Divided Fed Exposed: Bullard Fears Recession, Rosengren Sees Bubbles & Too Much Leverage

Never has The Fed been more diametrically split than in the latest meeting, as highlighted by both the three dissents (2 hawkish and 1 dovish) as well as the three clear cohorts as indicated by the dot plot.

  1. Pre-emptive accommodation is not needed; we've already done too much

  2. We've delivered the necessary amount of pre-emptive accommodation for now

  3. More pre-emptive accommodation is needed

However, this morning we get clarity of the competing views as Boston Fed President Eric Rosengren and St.Louis Fed President Bullard (two of the three dissenters) lay out there reasons... and they could not be more different.
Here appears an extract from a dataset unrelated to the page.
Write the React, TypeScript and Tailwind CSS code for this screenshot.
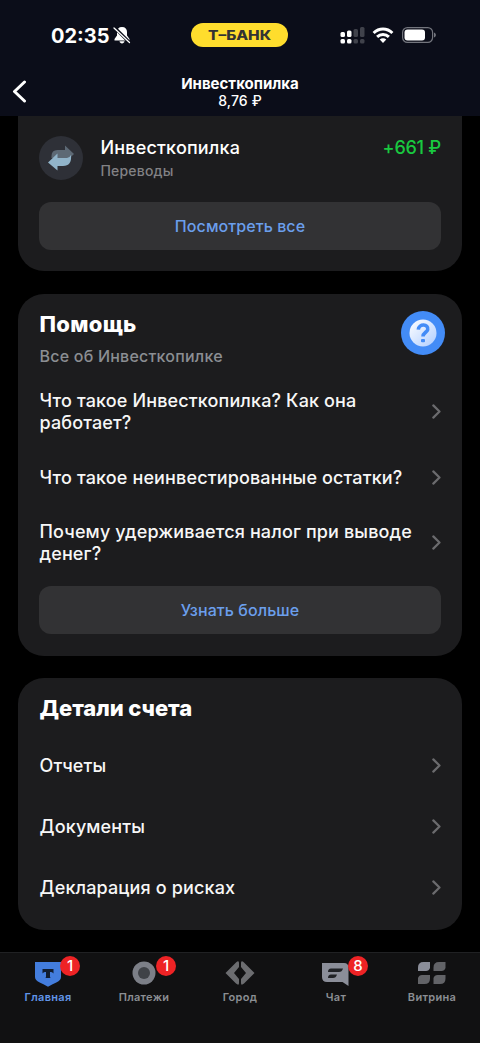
import type { ReactNode } from "react";

function Chevron() {
  return (
    <svg width="9" height="15" viewBox="0 0 9 15" className="-mt-px shrink-0" fill="none" stroke="#6b6b6e" strokeWidth="2.200" strokeLinecap="round" strokeLinejoin="round">
      <path d="M1.300 1.400 7.500 7.500 1.300 13.600" />
    </svg>
  );
}

function Row({ children, className }: { children: ReactNode; className: string }) {
  return (
    <div className={`flex items-center justify-between pl-[0.500px] text-lg font-medium leading-[22px] tracking-[0.140px] text-[#f7f7f7] ${className}`}>
      <div className="whitespace-nowrap">{children}</div>
      <Chevron />
    </div>
  );
}

function Button({ children }: { children: ReactNode }) {
  return (
    <button className="flex h-12 w-full items-center justify-center rounded-xl bg-[#323234] text-base font-medium tracking-[0.080px] text-[#6b9fec]">
      {children}
    </button>
  );
}

function Badge({ children }: { children: ReactNode }) {
  return (
    <span className="absolute top-[2.500px] left-[60px] flex size-5 items-center justify-center rounded-full bg-[#ee2325] pt-px text-[15px] font-medium text-white">
      {children}
    </span>
  );
}

function Tab({ label, active, badge, children }: { label: string; active?: boolean; badge?: string; children: ReactNode }) {
  return (
    <div className="relative flex w-24 flex-col items-center pt-[6px]">
      <svg width="32" height="30" viewBox="0 0 32 30">{children}</svg>
      <span className={`text-[11px] font-semibold leading-4 tracking-[0.300px] ${active ? "text-[#6195e8]" : "text-[#8b8e93]"}`}>{label}</span>
      {badge && <Badge>{badge}</Badge>}
    </div>
  );
}

export default function App() {
  return (
    <div className="flex h-[1043px] w-[480px] flex-col overflow-hidden bg-black font-['Inter','Liberation_Sans',sans-serif] text-white">
      <header className="h-[116px] shrink-0 bg-[#0b0d19]">
        <div className="flex h-[70px] items-center pl-[51px]">
          <span className="w-[60px] pt-px text-[20px] font-bold">02:35</span>
          <svg className="ml-[2px]" width="18" height="18" viewBox="0 0 18 18">
            <path d="M9 1c-3.300 0-5 2-5 5v3.500L1.500 13v1.500h15V13L14 9.500V6c0-3-1.700-5-5-5ZM6.500 15.300h5c-.3 2.800-4.700 2.800-5 0Z" fill="#fff" />
            <path d="m1 1 16 16" stroke="#0b0d19" strokeWidth="3.200" />
            <path d="m1 2 15.500 14.500" stroke="#fff" strokeWidth="1.300" strokeLinecap="round" />
          </svg>
          <div className="ml-[60px] flex h-6 w-[97px] items-center justify-center rounded-full bg-[#ffdd2d] pt-px text-[13px] font-extrabold text-[#333]">
            <span className="scale-x-[1.190]">Т–БАНК</span>
          </div>
          <svg className="ml-[52px]" width="25" height="18" viewBox="0 0 25 18">
            <g fill="#fff"><rect x=".5" y="6" width="4.500" height="5" rx="1.500" /><rect x="7" y="4.500" width="4.500" height="6.500" rx="1.500" /><rect x=".5" y="13" width="4.500" height="4.500" rx="1.500" /><rect x="7" y="13" width="4.500" height="4.500" rx="1.500" /></g>
            <g fill="#40424b"><rect x="13.500" y="3" width="4.500" height="8" rx="1.500" /><rect x="20" y="1" width="4.500" height="10" rx="1.500" /><rect x="13.500" y="13" width="4.500" height="4.500" rx="1.500" /><rect x="20" y="13" width="4.500" height="4.500" rx="1.500" /></g>
          </svg>
          <svg className="ml-[7px]" width="22" height="18" viewBox="0 0 22 18" fill="none" stroke="#fff">
            <path d="M1.600 7C7 1.700 15 1.700 20.400 7" strokeWidth="3" />
            <path d="M5.100 10.900c3.300-3.200 8.500-3.200 11.800 0" strokeWidth="2.900" />
            <path d="M7.700 13.500c1.900-1.700 4.700-1.700 6.600 0L11 16.900Z" fill="#fff" stroke="none" />
          </svg>
          <svg className="ml-[8px]" width="34" height="18" viewBox="0 0 34 18">
            <rect x=".6" y="1.600" width="30" height="14.800" rx="4.800" fill="none" stroke="#73757d" strokeWidth="1.200" />
            <rect x="2.500" y="3.500" width="20.500" height="11" rx="3" fill="#fff" />
            <path d="M32 6.500c2.500 1 2.500 4 0 5Z" fill="#73757d" />
          </svg>
        </div>
        <div className="relative flex flex-col items-center pt-[5px]">
          <svg className="absolute top-[10px] left-3" width="15" height="24" viewBox="0 0 15 24" fill="none" stroke="#fff" strokeWidth="3" strokeLinecap="round" strokeLinejoin="round">
            <path d="M12.500 2 2.500 11.500 12.500 21" />
          </svg>
          <span className="text-[15px] font-bold leading-[18px]">Инвесткопилка</span>
          <span className="text-[14px] font-medium leading-4 tracking-[0.150px]">8,76 ₽</span>
        </div>
      </header>

      <main className="flex h-[836px] shrink-0 flex-col gap-[22px] overflow-hidden px-[18px]">
        <section className="h-[155px] shrink-0 rounded-b-[26px] bg-[#1c1c1e] px-[21px] pt-5">
          <div className="flex h-11 items-start">
            <svg width="44" height="44" viewBox="0 0 44 44">
              <circle cx="22" cy="22" r="22" fill="#2e3037" />
              <path d="M12.500 22v-2q0-6 6-6H26V9.500l9 8.500-9 8.500V22Z" fill="#5d6975" />
              <path d="m9 26.500 9.500-9V22H28q2.500 0 4-3 1 11-8 11h-5.500v4.500Z" fill="#91b4ca" />
            </svg>
            <div className="ml-[17.500px] flex-1">
              <div className="text-lg font-medium leading-[23px] tracking-[0.180px]">Инвесткопилка</div>
              <div className="mt-[2px] text-sm leading-5 font-medium tracking-[0.180px] text-[#828285]">Переводы</div>
            </div>
            <div className="text-lg font-medium leading-[23px] tracking-[-0.240px] text-[#19c940]">+661 ₽</div>
          </div>
          <div className="mt-[22px]"><Button>Посмотреть все</Button></div>
        </section>

        <section className="mt-px h-[362px] shrink-0 rounded-[26px] bg-[#1c1c1e] px-[21px] pt-4">
          <div className="flex h-[58px] justify-between">
            <div className="pl-[0.500px]">
              <h2 className="text-[22px] font-extrabold leading-7 tracking-[0.300px]">Помощь</h2>
              <p className="mt-2 text-base leading-5 font-medium tracking-[0.220px] text-[#8b8e93]">Все об Инвесткопилке</p>
            </div>
            <svg className="-mr-[4px] mt-px" width="44" height="44" viewBox="0 0 44 44">
              <defs><linearGradient id="help" x2="1" y2="1"><stop stopColor="#fff" /><stop offset="1" stopColor="#aecdff" /></linearGradient></defs>
              <circle cx="22" cy="22" r="22" fill="#438cf7" />
              <circle cx="22" cy="22" r="13.500" fill="url(#help)" />
              <path d="M17.300 18.600c.6-6.400 10.500-5.700 9.400 0-.5 2.700-4.700 3-4.700 7" fill="none" stroke="#438cf7" strokeWidth="3.600" />
              <rect x="20" y="28" width="4" height="3.300" rx="1" fill="#438cf7" />
            </svg>
          </div>
          <Row className="mt-[22px] h-11">Что такое Инвесткопилка? Как она<br />работает?</Row>
          <Row className="mt-[33px] h-[22px]">Что такое неинвестированные остатки?</Row>
          <Row className="mt-8 h-11">Почему удерживается налог при выводе<br />денег?</Row>
          <div className="mt-[21px]"><Button>Узнать больше</Button></div>
        </section>

        <section className="h-[252px] shrink-0 rounded-[26px] bg-[#1c1c1e] px-[21px] pt-4">
          <h2 className="pl-[0.500px] text-[22px] font-extrabold leading-7 tracking-[-0.060px]">Детали счета</h2>
          <Row className="mt-[33px] h-[22px]">Отчеты</Row>
          <Row className="mt-[39px] h-[22px]">Документы</Row>
          <Row className="mt-[39px] h-[22px]">Декларация о рисках</Row>
        </section>
      </main>

      <nav className="flex h-[91px] shrink-0 border-t border-[#202123] bg-[#111112]">
        <Tab label="Главная" active badge="1">
          <path d="M3 3h26v15c0 5-7 6-13 9.800C10 24 3 23 3 18Z" fill="#437ddd" />
          <path d="M10.500 10h11v4.500c-1-1.500-2-1.500-3.500-1.500v4.500c0 1 .5 1.500 1.500 1.500h-7c1 0 1.500-.5 1.500-1.500V13c-1.500 0-2.500 0-3.500 1.500Z" fill="#111d30" />
        </Tab>
        <Tab label="Платежи" badge="1">
          <circle cx="16" cy="14" r="11.500" fill="#7c7f87" /><circle cx="16" cy="14" r="6" fill="#3f4247" />
        </Tab>
        <Tab label="Город">
          <path d="M12 3.500Q15 1 15 4v4l-5 6 5 6v4q0 3-3 .5L1.500 14Z" fill="#6c6d70" />
          <path d="M20 3.500Q17 1 17 4v4l5 6-5 6v4q0 3 3 .5L30.500 14Z" fill="#6c6d70" />
        </Tab>
        <Tab label="Чат" badge="8">
          <path d="M2 4h22q4.500 0 4.500 5v18l-6-4H7q-5 0-5-5Z" fill="#8b8e99" />
          <path d="M11 9.500h12q-1 3.500-4 3.500H8q0-3.500 3-3.500Zm0 6h6q-1 3.500-4 3.500H8q0-3.500 3-3.500Z" fill="#202226" />
        </Tab>
        <Tab label="Витрина">
          <path d="M7.500 3H14v6q-1 3-4 3H2V8.500Q2 3 7.500 3Z" fill="#8b8e99" />
          <path d="M23 3h6.500v6q-1 3-4 3h-8V8.500Q17.500 3 23 3ZM6 16h8v3.500q0 5.500-5.500 5.500H2v-6q1-3 4-3Zm15.500 0h8v3.500Q29.500 25 24 25h-6.500v-6q1-3 4-3Z" fill="#626367" />
        </Tab>
      </nav>
    </div>
  );
}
Jim Bullard - a well-known dove - dissented because he wanted a 50bps rate cut, fearing recessionary forces are growing. Here's what he sees:

I dissented with the Federal Open Market Committee (FOMC) decision announced on Sept. 18, 2019, to lower the target range for the federal funds rate by 25 basis points to 1.75%-2.00%. In my view, lowering the target range by 50 basis points to 1.50%-1.75% would have been a more appropriate action. The following considerations factored into my decision.

First, there are signs that U.S. economic growth is expected to slow in the near horizon. Trade policy uncertainty remains elevated, U.S. manufacturing already appears in recession, and many estimates of recession probabilities have risen from low to moderate levels. Moreover, the yield curve is inverted, and our policy rate remains above government bond yields for nearly every country in the G-7.

Second, core and headline personal consumption expenditures (PCE) inflation measures continue to run some 40 to 60 basis points, respectively, below the FOMC’s 2% inflation target. Market-based measures of inflation expectations continue to indicate expected longer-term inflation rates substantially below the Committee’s target. This is occurring despite the 25 basis point cut in July and the 25 basis point cut that was expected for the September meeting. While the unemployment rate is low by historical standards, there is little evidence that low unemployment poses a significant inflation risk in the current environment.

In light of these developments, I believe that lowering the target range for the federal funds rate by 50 basis points at this time would provide insurance against further declines in expected inflation and a slowing economy subject to elevated downside risks. It is prudent risk management, in my view, to cut the policy rate aggressively now and then later increase it should the downside risks not materialize. At the same time, a 50 basis point cut at this time would help promote a more rapid return of inflation and inflation expectations to target.

Although I disagreed with the Committee’s decision to lower its target range by only 25 basis points, I remain confident that the Committee will continue to monitor economic developments and respond accordingly as economic circumstances dictate. I look forward to working with my colleagues to fulfill the FOMC’s mandates.

Eric Rosengren, on the other hand, sees costs in what The Fed is doing and fears the consequences in asset prices:

The stance of monetary policy is accommodative. Additional monetary stimulus is not needed for an economy where labor markets are already tight, and risks further inflating the prices of risky assets  and encouraging households and firms to take on too much leverage. While risks clearly exist related  to trade and geopolitical concerns, lowering rates to address uncertainty is not costless.

The following four charts reflect the key data on which I base this view, with each chart’s title  summarizing a key point. Also, I will describe my views in more detail in a speech taking place today at 11:20 a.m., entitled Assessing Economic Conditions and Risks to Financial Stability.

(1) Labor markets are already tight

(2) Current monetary policy is accommodative

(3) The federal funds target rate is below the inflation target

(4) Low interest rates are encouraging more leverage in underwritten riskier debt transactions

So it is pretty clear who President Trump will prefer.